→ **SHORT PROBLEM**
Give back every line exactly as it appears, pictures excluded.

→ **DATA BLOCK**
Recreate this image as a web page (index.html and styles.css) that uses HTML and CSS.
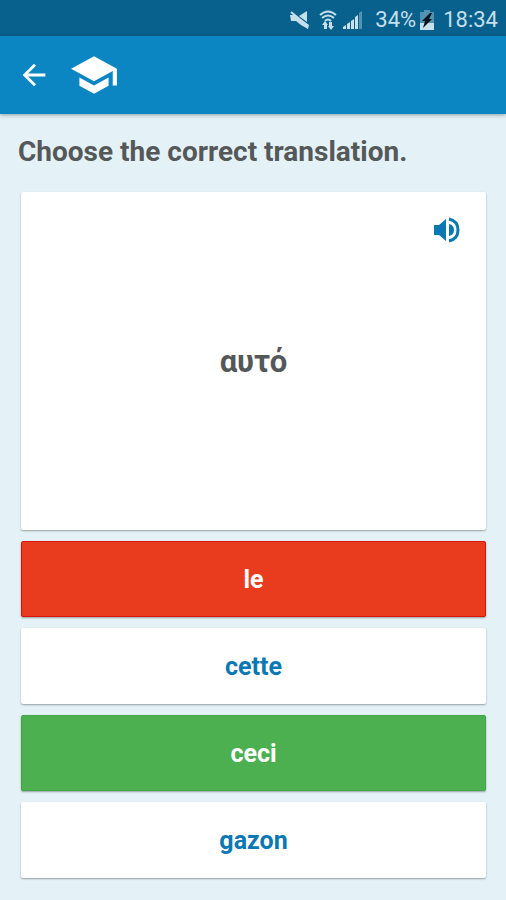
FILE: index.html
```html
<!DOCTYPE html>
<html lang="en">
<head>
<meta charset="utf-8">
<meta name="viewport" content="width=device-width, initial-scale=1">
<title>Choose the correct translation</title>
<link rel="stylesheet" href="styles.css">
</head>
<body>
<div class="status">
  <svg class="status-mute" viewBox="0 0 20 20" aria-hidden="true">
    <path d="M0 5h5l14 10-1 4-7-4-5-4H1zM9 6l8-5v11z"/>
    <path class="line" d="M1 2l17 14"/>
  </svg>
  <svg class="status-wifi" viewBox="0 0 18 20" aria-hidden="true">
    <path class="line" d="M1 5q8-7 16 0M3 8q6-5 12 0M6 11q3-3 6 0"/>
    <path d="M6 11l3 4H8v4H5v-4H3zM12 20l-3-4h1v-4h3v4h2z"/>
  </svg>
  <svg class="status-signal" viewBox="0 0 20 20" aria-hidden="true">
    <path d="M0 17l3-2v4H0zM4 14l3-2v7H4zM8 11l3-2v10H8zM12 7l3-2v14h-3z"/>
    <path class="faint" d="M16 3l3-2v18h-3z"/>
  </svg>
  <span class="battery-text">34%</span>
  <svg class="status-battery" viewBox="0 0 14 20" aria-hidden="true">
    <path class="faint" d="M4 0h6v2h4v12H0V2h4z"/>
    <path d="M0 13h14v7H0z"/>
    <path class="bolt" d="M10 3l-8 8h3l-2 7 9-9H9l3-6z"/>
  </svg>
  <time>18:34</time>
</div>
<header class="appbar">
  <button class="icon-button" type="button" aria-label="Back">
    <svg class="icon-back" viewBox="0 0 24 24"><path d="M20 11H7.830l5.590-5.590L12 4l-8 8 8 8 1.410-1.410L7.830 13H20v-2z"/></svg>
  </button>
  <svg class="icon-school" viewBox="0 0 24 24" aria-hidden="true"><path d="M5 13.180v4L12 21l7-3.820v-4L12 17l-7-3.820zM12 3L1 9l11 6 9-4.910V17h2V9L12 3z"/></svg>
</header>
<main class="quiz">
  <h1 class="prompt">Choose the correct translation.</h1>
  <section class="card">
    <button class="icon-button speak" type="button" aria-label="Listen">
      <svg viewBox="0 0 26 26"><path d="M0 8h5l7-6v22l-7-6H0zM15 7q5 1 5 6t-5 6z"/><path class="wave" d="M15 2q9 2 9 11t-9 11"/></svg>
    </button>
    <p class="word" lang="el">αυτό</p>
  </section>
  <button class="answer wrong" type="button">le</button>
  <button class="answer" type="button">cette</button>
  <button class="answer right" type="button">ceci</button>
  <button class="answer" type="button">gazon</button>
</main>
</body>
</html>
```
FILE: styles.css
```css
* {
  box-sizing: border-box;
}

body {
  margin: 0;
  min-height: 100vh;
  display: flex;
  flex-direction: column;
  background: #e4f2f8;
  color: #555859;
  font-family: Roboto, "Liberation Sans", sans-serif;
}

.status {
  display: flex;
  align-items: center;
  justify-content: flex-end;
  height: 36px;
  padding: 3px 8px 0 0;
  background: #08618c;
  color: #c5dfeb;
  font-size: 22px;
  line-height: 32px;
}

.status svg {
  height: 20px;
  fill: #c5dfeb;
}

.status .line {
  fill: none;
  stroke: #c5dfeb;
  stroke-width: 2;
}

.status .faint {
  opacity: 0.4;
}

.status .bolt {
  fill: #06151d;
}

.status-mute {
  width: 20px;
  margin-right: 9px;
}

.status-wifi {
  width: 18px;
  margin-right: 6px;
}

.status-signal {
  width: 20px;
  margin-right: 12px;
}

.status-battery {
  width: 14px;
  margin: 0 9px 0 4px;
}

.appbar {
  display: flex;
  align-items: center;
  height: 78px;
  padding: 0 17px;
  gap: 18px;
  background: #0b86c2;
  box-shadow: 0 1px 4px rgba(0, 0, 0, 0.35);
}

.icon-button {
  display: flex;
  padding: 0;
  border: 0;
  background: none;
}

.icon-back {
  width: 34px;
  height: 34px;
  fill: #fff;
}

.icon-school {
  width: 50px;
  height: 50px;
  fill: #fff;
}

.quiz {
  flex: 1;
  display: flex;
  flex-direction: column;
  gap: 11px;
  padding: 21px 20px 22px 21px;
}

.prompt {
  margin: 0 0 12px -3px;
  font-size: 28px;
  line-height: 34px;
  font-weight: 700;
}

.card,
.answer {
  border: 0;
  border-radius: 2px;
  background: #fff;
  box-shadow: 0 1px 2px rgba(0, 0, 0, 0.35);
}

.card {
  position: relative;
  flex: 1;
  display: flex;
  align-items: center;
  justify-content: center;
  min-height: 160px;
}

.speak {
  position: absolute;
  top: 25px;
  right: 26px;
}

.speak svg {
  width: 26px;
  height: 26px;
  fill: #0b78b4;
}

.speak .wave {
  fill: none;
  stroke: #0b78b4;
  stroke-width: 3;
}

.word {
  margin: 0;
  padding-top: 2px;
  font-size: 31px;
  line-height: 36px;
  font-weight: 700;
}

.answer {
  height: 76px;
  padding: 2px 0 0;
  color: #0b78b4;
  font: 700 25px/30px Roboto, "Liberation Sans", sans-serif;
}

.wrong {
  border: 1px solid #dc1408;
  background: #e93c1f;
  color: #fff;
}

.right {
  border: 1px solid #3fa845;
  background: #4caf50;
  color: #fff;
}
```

→ **RESULT OF THE TASK**
Recreate this image as a web page (index.html and styles.css) that uses HTML and CSS.
FILE: index.html
```html
<!DOCTYPE html>
<html lang="en">
<head>
<meta charset="utf-8">
<meta name="viewport" content="width=device-width, initial-scale=1">
<title>Choose the correct translation</title>
<link rel="stylesheet" href="styles.css">
</head>
<body>
<div class="status">
  <svg class="status-mute" viewBox="0 0 20 20" aria-hidden="true">
    <path d="M0 5h5l14 10-1 4-7-4-5-4H1zM9 6l8-5v11z"/>
    <path class="line" d="M1 2l17 14"/>
  </svg>
  <svg class="status-wifi" viewBox="0 0 18 20" aria-hidden="true">
    <path class="line" d="M1 5q8-7 16 0M3 8q6-5 12 0M6 11q3-3 6 0"/>
    <path d="M6 11l3 4H8v4H5v-4H3zM12 20l-3-4h1v-4h3v4h2z"/>
  </svg>
  <svg class="status-signal" viewBox="0 0 20 20" aria-hidden="true">
    <path d="M0 17l3-2v4H0zM4 14l3-2v7H4zM8 11l3-2v10H8zM12 7l3-2v14h-3z"/>
    <path class="faint" d="M16 3l3-2v18h-3z"/>
  </svg>
  <span class="battery-text">34%</span>
  <svg class="status-battery" viewBox="0 0 14 20" aria-hidden="true">
    <path class="faint" d="M4 0h6v2h4v12H0V2h4z"/>
    <path d="M0 13h14v7H0z"/>
    <path class="bolt" d="M10 3l-8 8h3l-2 7 9-9H9l3-6z"/>
  </svg>
  <time>18:34</time>
</div>
<header class="appbar">
  <button class="icon-button" type="button" aria-label="Back">
    <svg class="icon-back" viewBox="0 0 24 24"><path d="M20 11H7.830l5.590-5.590L12 4l-8 8 8 8 1.410-1.410L7.830 13H20v-2z"/></svg>
  </button>
  <svg class="icon-school" viewBox="0 0 24 24" aria-hidden="true"><path d="M5 13.180v4L12 21l7-3.820v-4L12 17l-7-3.820zM12 3L1 9l11 6 9-4.910V17h2V9L12 3z"/></svg>
</header>
<main class="quiz">
  <h1 class="prompt">Choose the correct translation.</h1>
  <section class="card">
    <button class="icon-button speak" type="button" aria-label="Listen">
      <svg viewBox="0 0 26 26"><path d="M0 8h5l7-6v22l-7-6H0zM15 7q5 1 5 6t-5 6z"/><path class="wave" d="M15 2q9 2 9 11t-9 11"/></svg>
    </button>
    <p class="word" lang="el">αυτό</p>
  </section>
  <button class="answer wrong" type="button">le</button>
  <button class="answer" type="button">cette</button>
  <button class="answer right" type="button">ceci</button>
  <button class="answer" type="button">gazon</button>
</main>
</body>
</html>
```
FILE: styles.css
```css
* {
  box-sizing: border-box;
}

body {
  margin: 0;
  min-height: 100vh;
  display: flex;
  flex-direction: column;
  background: #e4f2f8;
  color: #555859;
  font-family: Roboto, "Liberation Sans", sans-serif;
}

.status {
  display: flex;
  align-items: center;
  justify-content: flex-end;
  height: 36px;
  padding: 3px 8px 0 0;
  background: #08618c;
  color: #c5dfeb;
  font-size: 22px;
  line-height: 32px;
}

.status svg {
  height: 20px;
  fill: #c5dfeb;
}

.status .line {
  fill: none;
  stroke: #c5dfeb;
  stroke-width: 2;
}

.status .faint {
  opacity: 0.4;
}

.status .bolt {
  fill: #06151d;
}

.status-mute {
  width: 20px;
  margin-right: 9px;
}

.status-wifi {
  width: 18px;
  margin-right: 6px;
}

.status-signal {
  width: 20px;
  margin-right: 12px;
}

.status-battery {
  width: 14px;
  margin: 0 9px 0 4px;
}

.appbar {
  display: flex;
  align-items: center;
  height: 78px;
  padding: 0 17px;
  gap: 18px;
  background: #0b86c2;
  box-shadow: 0 1px 4px rgba(0, 0, 0, 0.35);
}

.icon-button {
  display: flex;
  padding: 0;
  border: 0;
  background: none;
}

.icon-back {
  width: 34px;
  height: 34px;
  fill: #fff;
}

.icon-school {
  width: 50px;
  height: 50px;
  fill: #fff;
}

.quiz {
  flex: 1;
  display: flex;
  flex-direction: column;
  gap: 11px;
  padding: 21px 20px 22px 21px;
}

.prompt {
  margin: 0 0 12px -3px;
  font-size: 28px;
  line-height: 34px;
  font-weight: 700;
}

.card,
.answer {
  border: 0;
  border-radius: 2px;
  background: #fff;
  box-shadow: 0 1px 2px rgba(0, 0, 0, 0.35);
}

.card {
  position: relative;
  flex: 1;
  display: flex;
  align-items: center;
  justify-content: center;
  min-height: 160px;
}

.speak {
  position: absolute;
  top: 25px;
  right: 26px;
}

.speak svg {
  width: 26px;
  height: 26px;
  fill: #0b78b4;
}

.speak .wave {
  fill: none;
  stroke: #0b78b4;
  stroke-width: 3;
}

.word {
  margin: 0;
  padding-top: 2px;
  font-size: 31px;
  line-height: 36px;
  font-weight: 700;
}

.answer {
  height: 76px;
  padding: 2px 0 0;
  color: #0b78b4;
  font: 700 25px/30px Roboto, "Liberation Sans", sans-serif;
}

.wrong {
  border: 1px solid #dc1408;
  background: #e93c1f;
  color: #fff;
}

.right {
  border: 1px solid #3fa845;
  background: #4caf50;
  color: #fff;
}
```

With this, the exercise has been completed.